Matthew Stevens sourcing trip – written by apprentice Jenni Burton
My name is Jenni, I have recently been accepted on to the programme, I’ve been working in the kitchen for about three weeks now and it’s really great! All the activities outside of the kitchen work are proving to be exceptionally informative as well as greatly enjoyable! This month we visited the Newlyn Fish Market and Matthew Steven’s Fish Merchants here is my blog:
It was an early start, we were at the Market by 6:30am and greeted by Matthew Stevens, who was kind enough to show us around the market and the auctions that take place there. We had to rush into the market as the auctions can take place very quickly. We walked into the big warehouse where the fish are delivered straight off the boats to be sorted and graded by species and weight. The fish are packed into bright red containers on top of ice to ensure they are kept as fresh as possible and placed on the floor in groups.

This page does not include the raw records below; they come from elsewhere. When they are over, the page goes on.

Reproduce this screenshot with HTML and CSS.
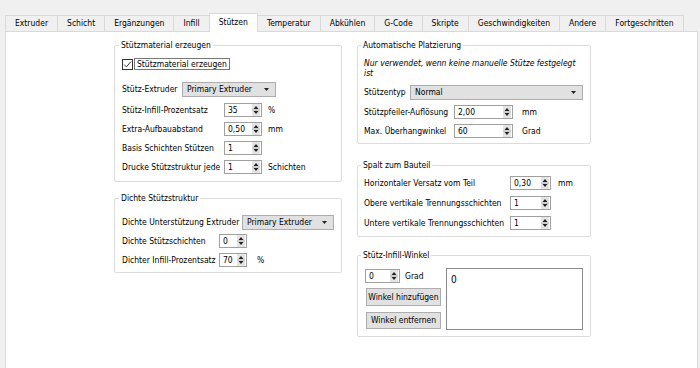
FILE: index.html
```html
<!DOCTYPE html>
<html lang="de">
<head>
<meta charset="utf-8">
<title>Stützen</title>
<link rel="stylesheet" href="styles.css">
</head>
<body>
<div class="window">
  <div class="tabs">
    <div class="tab">Extruder</div>
    <div class="tab">Schicht</div>
    <div class="tab">Ergänzungen</div>
    <div class="tab">Infill</div>
    <div class="tab active">Stützen</div>
    <div class="tab">Temperatur</div>
    <div class="tab">Abkühlen</div>
    <div class="tab">G-Code</div>
    <div class="tab">Skripte</div>
    <div class="tab">Geschwindigkeiten</div>
    <div class="tab">Andere</div>
    <div class="tab">Fortgeschritten</div>
  </div>
  <div class="pane">
    <div class="col col-left">
      <fieldset class="group g1">
        <legend>Stützmaterial erzeugen</legend>
        <div class="check-row">
          <span class="checkbox"><svg width="9" height="9" viewBox="0 0 9 9"><path d="M1.2 4.6 L3.4 6.9 L7.9 1.6" fill="none" stroke="#333" stroke-width="1"/></svg></span>
          <span class="focus">Stützmaterial erzeugen</span>
        </div>
        <div class="combo-row">
          <span class="clabel w60">Stütz-Extruder</span>
          <div class="combo w94"><span>Primary Extruder</span><svg class="drop" width="5" height="3" viewBox="0 0 5 3"><path d="M0 0 H5 L2.5 3 Z" fill="#222"/></svg></div>
        </div>
        <div class="form f1">
          <div class="frow"><span>Stütz-Infill-Prozentsatz</span><div class="spin"><span class="val">35</span><svg class="arr" width="8" height="12" viewBox="0 0 8 12"><rect width="8" height="12" fill="#e4e4e4"/><path d="M1.5 5 L4 2 L6.5 5 Z M1.5 7 L4 10 L6.5 7 Z" fill="#222"/><rect y="5.6" width="8" height="0.8" fill="#aaa"/></svg></div><span class="unit">%</span></div>
          <div class="frow"><span>Extra-Aufbauabstand</span><div class="spin"><span class="val">0,50</span><svg class="arr" width="8" height="12" viewBox="0 0 8 12"><rect width="8" height="12" fill="#e4e4e4"/><path d="M1.5 5 L4 2 L6.5 5 Z M1.5 7 L4 10 L6.5 7 Z" fill="#222"/><rect y="5.6" width="8" height="0.8" fill="#aaa"/></svg></div><span class="unit">mm</span></div>
          <div class="frow"><span>Basis Schichten Stützen</span><div class="spin"><span class="val">1</span><svg class="arr" width="8" height="12" viewBox="0 0 8 12"><rect width="8" height="12" fill="#e4e4e4"/><path d="M1.5 5 L4 2 L6.5 5 Z M1.5 7 L4 10 L6.5 7 Z" fill="#222"/><rect y="5.6" width="8" height="0.8" fill="#aaa"/></svg></div><span class="unit"></span></div>
          <div class="frow"><span>Drucke Stützstruktur jede</span><div class="spin"><span class="val">1</span><svg class="arr" width="8" height="12" viewBox="0 0 8 12"><rect width="8" height="12" fill="#e4e4e4"/><path d="M1.5 5 L4 2 L6.5 5 Z M1.5 7 L4 10 L6.5 7 Z" fill="#222"/><rect y="5.6" width="8" height="0.8" fill="#aaa"/></svg></div><span class="unit">Schichten</span></div>
        </div>
      </fieldset>

      <fieldset class="group g2">
        <legend>Dichte Stützstruktur</legend>
        <div class="combo-row">
          <span class="clabel w120">Dichte Unterstützung Extruder</span>
          <div class="combo w93"><span>Primary Extruder</span><svg class="drop" width="5" height="3" viewBox="0 0 5 3"><path d="M0 0 H5 L2.5 3 Z" fill="#222"/></svg></div>
        </div>
        <div class="form f2">
          <div class="frow"><span>Dichte Stützschichten</span><div class="spin"><span class="val">0</span><svg class="arr" width="8" height="12" viewBox="0 0 8 12"><rect width="8" height="12" fill="#e4e4e4"/><path d="M1.5 5 L4 2 L6.5 5 Z M1.5 7 L4 10 L6.5 7 Z" fill="#222"/><rect y="5.6" width="8" height="0.8" fill="#aaa"/></svg></div><span class="unit"></span></div>
          <div class="frow"><span>Dichter Infill-Prozentsatz</span><div class="spin"><span class="val">70</span><svg class="arr" width="8" height="12" viewBox="0 0 8 12"><rect width="8" height="12" fill="#e4e4e4"/><path d="M1.5 5 L4 2 L6.5 5 Z M1.5 7 L4 10 L6.5 7 Z" fill="#222"/><rect y="5.6" width="8" height="0.8" fill="#aaa"/></svg></div><span class="unit">%</span></div>
        </div>
      </fieldset>
    </div>

    <div class="col col-right">
      <fieldset class="group ga">
        <legend>Automatische Platzierung</legend>
        <p class="note">Nur verwendet, wenn keine manuelle Stütze festgelegt<br>ist</p>
        <div class="combo-row">
          <span class="clabel w46">Stützentyp</span>
          <div class="combo w173"><span>Normal</span><svg class="drop" width="5" height="3" viewBox="0 0 5 3"><path d="M0 0 H5 L2.5 3 Z" fill="#222"/></svg></div>
        </div>
        <div class="form fa">
          <div class="frow"><span>Stützpfeiler-Auflösung</span><div class="spin"><span class="val">2,00</span><svg class="arr" width="8" height="12" viewBox="0 0 8 12"><rect width="8" height="12" fill="#e4e4e4"/><path d="M1.5 5 L4 2 L6.5 5 Z M1.5 7 L4 10 L6.5 7 Z" fill="#222"/><rect y="5.6" width="8" height="0.8" fill="#aaa"/></svg></div><span class="unit">mm</span></div>
          <div class="frow"><span>Max. Überhangwinkel</span><div class="spin"><span class="val">60</span><svg class="arr" width="8" height="12" viewBox="0 0 8 12"><rect width="8" height="12" fill="#e4e4e4"/><path d="M1.5 5 L4 2 L6.5 5 Z M1.5 7 L4 10 L6.5 7 Z" fill="#222"/><rect y="5.6" width="8" height="0.8" fill="#aaa"/></svg></div><span class="unit">Grad</span></div>
        </div>
      </fieldset>

      <fieldset class="group gb">
        <legend>Spalt zum Bauteil</legend>
        <div class="form fb">
          <div class="frow"><span>Horizontaler Versatz vom Teil</span><div class="spin"><span class="val">0,30</span><svg class="arr" width="8" height="12" viewBox="0 0 8 12"><rect width="8" height="12" fill="#e4e4e4"/><path d="M1.5 5 L4 2 L6.5 5 Z M1.5 7 L4 10 L6.5 7 Z" fill="#222"/><rect y="5.6" width="8" height="0.8" fill="#aaa"/></svg></div><span class="unit">mm</span></div>
          <div class="frow"><span>Obere vertikale Trennungsschichten</span><div class="spin"><span class="val">1</span><svg class="arr" width="8" height="12" viewBox="0 0 8 12"><rect width="8" height="12" fill="#e4e4e4"/><path d="M1.5 5 L4 2 L6.5 5 Z M1.5 7 L4 10 L6.5 7 Z" fill="#222"/><rect y="5.6" width="8" height="0.8" fill="#aaa"/></svg></div><span class="unit"></span></div>
          <div class="frow"><span>Untere vertikale Trennungsschichten</span><div class="spin"><span class="val">1</span><svg class="arr" width="8" height="12" viewBox="0 0 8 12"><rect width="8" height="12" fill="#e4e4e4"/><path d="M1.5 5 L4 2 L6.5 5 Z M1.5 7 L4 10 L6.5 7 Z" fill="#222"/><rect y="5.6" width="8" height="0.8" fill="#aaa"/></svg></div><span class="unit"></span></div>
        </div>
      </fieldset>

      <fieldset class="group gc">
        <legend>Stütz-Infill-Winkel</legend>
        <div class="angles">
          <div class="angle-ctrl">
            <div class="angle-row"><div class="spin s35"><span class="val">0</span><svg class="arr" width="8" height="12" viewBox="0 0 8 12"><rect width="8" height="12" fill="#e4e4e4"/><path d="M1.5 5 L4 2 L6.5 5 Z M1.5 7 L4 10 L6.5 7 Z" fill="#222"/><rect y="5.6" width="8" height="0.8" fill="#aaa"/></svg></div><span class="unit">Grad</span></div>
            <div class="btn b-add">Winkel hinzufügen</div>
            <div class="btn b-rem">Winkel entfernen</div>
          </div>
          <div class="listbox">0</div>
        </div>
      </fieldset>
    </div>
  </div>
</div>
</body>
</html>
```

FILE: styles.css
```css
html, body {
  margin: 0;
  padding: 0;
  background: #f0f0f0;
  overflow: hidden;
}
body {
  font-family: "DejaVu Sans Condensed", "DejaVu Sans", "Liberation Sans", sans-serif;
  font-stretch: condensed;
  font-size: 8.5px;
  line-height: 11px;
  color: #000;
}
.window {
  width: 700px;
  height: 368px;
  padding-top: 13px;
  box-sizing: border-box;
}
.tabs {
  display: flex;
  align-items: flex-end;
  height: 18px;
  padding-left: 5px;
  position: relative;
  z-index: 2;
}
.tab {
  height: 16px;
  box-sizing: border-box;
  padding: 2px 9px 0;
  border: 1px solid #d9d9d9;
  border-bottom: none;
  background: #f0f0f0;
  margin-left: -1px;
  white-space: nowrap;
}
.tab:first-child { margin-left: 0; }
.tab.active {
  height: 19px;
  margin-bottom: -1px;
  background: #fff;
  padding-top: 3px;
}
.pane {
  margin-left: 5px;
  margin-right: 2px;
  height: 345px;
  box-sizing: border-box;
  background: #fff;
  border: 1px solid #d9d9d9;
  display: flex;
  align-items: flex-start;
  gap: 15px;
  padding: 8px 0 0 108px;
}
.col { display: flex; flex-direction: column; }
.col-left { width: 228px; }
.col-right { width: 234px; }

.group {
  margin: 0;
  padding: 0 7px;
  border: 1px solid #dcdcdc;
  border-radius: 2px;
  min-width: 0;
  box-sizing: border-box;
}
.col-right .group { padding-left: 6px; padding-right: 6px; }
.group legend {
  padding: 0 2px;
  margin-left: -3px;
  line-height: 11px;
}
.g1 { padding-bottom: 7px; }
.g2 { margin-top: 11px; padding-bottom: 5px; }
.ga { padding-bottom: 5px; }
.gb { margin-top: 16px; padding-bottom: 6px; }
.gc { margin-top: 13px; padding-bottom: 6px; }

.check-row {
  margin-top: 7px;
  height: 12px;
  display: flex;
  align-items: center;
}
.checkbox {
  width: 11px;
  height: 11px;
  box-sizing: border-box;
  border: 1px solid #333;
  background: #fff;
  display: flex;
  align-items: center;
  justify-content: center;
}
.focus {
  margin-left: 1px;
  height: 12px;
  box-sizing: border-box;
  border: 1px solid #777;
  padding: 0 2px;
  line-height: 10px;
  white-space: nowrap;
}

.combo-row {
  display: flex;
  align-items: center;
  height: 15px;
  white-space: nowrap;
}
.g1 .combo-row { margin-top: 12px; }
.g2 .combo-row { margin-top: 11px; }
.ga .combo-row { margin-top: 7px; }
.clabel { flex: none; }
.w60 { width: 60px; }
.w120 { width: 120px; }
.w46 { width: 46px; }
.combo {
  height: 15px;
  box-sizing: border-box;
  background: #e1e1e1;
  border: 1px solid #adadad;
  display: flex;
  align-items: center;
  justify-content: space-between;
  padding: 0 6px 0 4px;
}
.w94 { width: 94px; }
.w93 { width: 93px; }
.w173 { width: 173px; }

.form {
  display: flex;
  flex-direction: column;
  gap: 5px;
}
.f1 { margin-top: 6px; }
.f2 { margin-top: 4px; }
.fa { margin-top: 5px; }
.fb { margin-top: 5px; gap: 6px; }
.frow {
  display: grid;
  align-items: center;
  height: 14px;
  white-space: nowrap;
}
.f1 .frow { grid-template-columns: 102px 38px auto; }
.f1 .unit { margin-left: 6px; }
.f2 .frow { grid-template-columns: 97px 28px auto; }
.f2 .unit { margin-left: 10px; }
.fa .frow { grid-template-columns: 90px 59px auto; }
.fa .unit { margin-left: 9px; }
.fb .frow { grid-template-columns: 146px 41px auto; }
.fb .unit { margin-left: 7px; }

.spin {
  height: 14px;
  box-sizing: border-box;
  border: 1px solid #a0a0a0;
  background: #fff;
  display: flex;
  align-items: center;
  padding-right: 1px;
}
.spin .val {
  flex: 1;
  padding-left: 3px;
  line-height: 12px;
}
.arr { flex: none; display: block; }

.note {
  margin: 7px 0 0;
  font-style: italic;
  line-height: 10px;
  white-space: nowrap;
}

.angles {
  display: flex;
  margin-top: 7px;
}
.angle-ctrl {
  width: 77px;
  padding-left: 1px;
  display: flex;
  flex-direction: column;
}
.angle-row {
  display: flex;
  align-items: center;
  margin-top: 1px;
  height: 14px;
}
.s35 { width: 35px; }
.angle-row .unit { margin-left: 5px; }
.btn {
  margin-left: 1px;
  width: 75px;
  box-sizing: border-box;
  background: #e1e1e1;
  border: 1px solid #adadad;
  display: flex;
  align-items: center;
  justify-content: center;
  white-space: nowrap;
}
.b-add { margin-top: 5px; height: 18px; }
.b-rem { margin-top: 6px; height: 17px; }
.listbox {
  margin-left: 4px;
  width: 137px;
  height: 62px;
  box-sizing: border-box;
  border: 1px solid #8a8a8a;
  background: #fff;
  padding: 5px 4px;
  font-size: 10px;
  line-height: 11px;
}
```
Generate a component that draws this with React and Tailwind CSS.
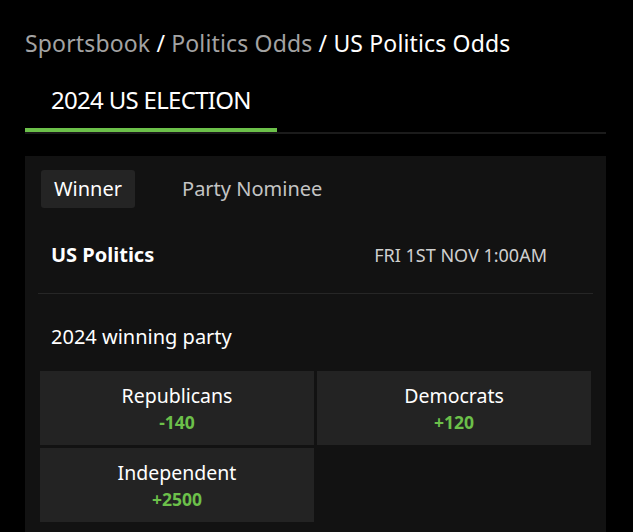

There were plenty of people bustling about in the cold room. Some were huddled around the boxed produce and others were sorting them as the fish were being bought, ready to be properly stored for transporting to their new location. An auctioneer stands at the head of the gathering and takes bids. It was exciting to see all the business men shouting their prices out in a battle to win their desired item. The buyers that frequent the market are often local suppliers that have orders they must fulfil to sell to any establishments they are associate with.
After the auction we had time to walk around the harbour. It was very calm and quiet at Newlyn and the harbour looked peaceful in the early morning. We could see many boats were stationed, some being prepared for their next fishing trip and the rest gently swaying in the water after what may have been a long journey out.
Mr Steven’s explained to us about the different types of fishing boats that could be found at the harbour. Commercial fishing is extremely expensive; from the money it costs to buy the boats to the equipment that is needed in order to perform their jobs as effectively as possible.
Generally crab traps are sold at £60 each, the ring nets that the day boats require cost £30,000 and to fully refurbish a boat it can cost around £700,000! Along with all the cost of workers and the price of diesel it is crucial for fishermen to ensure they produce a fruitful career. Limitations have been set to the amount of fish they may catch. These limitations are known as quotas and are set up by the EU which is generally granted to commercially profiting fishermen. The quotas have been set up in order to preserve the reducing sea life. Mr Stevens expressed, with great passion, the need for the regulations that have been set in place. He understands completely that without the precautions (that are being enforced within the fishing industry) there soon would be no fish for the trade that his family have been a part of for generations. He ensures quality fish with as little harm to the environment as possible by only purchasing legitimate produce.
After we explored the harbour Mr Stevens generously offered to take us for a bite to eat, which gave us time to reflect on all that we had learnt there. We had a lovely breakfast at The Fisherman’s Mission, thank you so much! All fuelled up on breakfast we were ready to head out to Mr Steven’s factory.
Upon arriving we were asked into an office to fill in health and hygiene documents and received white coats, hats and bag shoes to adhere to the strict rules that are set in place within the factory. The factory is sectioned into three main departments; fish, shellfish and crustaceans. The fish are sorted and prepared to the buyer’s specification. The sale items are prepared, packaged and delivered to the clients from the factory.
The employees show amazing knife skills, even when working with the much larger fish. We witnessed a gigantic cod being filleted; the workman took a mere four strokes of his knife to remove the flesh!
Mr Stevens has been one of the restaurant’s seafood suppliers for years. He is one of the Foundation’s biggest supporters, offering students a chance to get a personal view of how the factory operates.
The day was awesome and I’m grateful to Karl, Matt and Matthew for taking us out for such an enriching experience- thank you!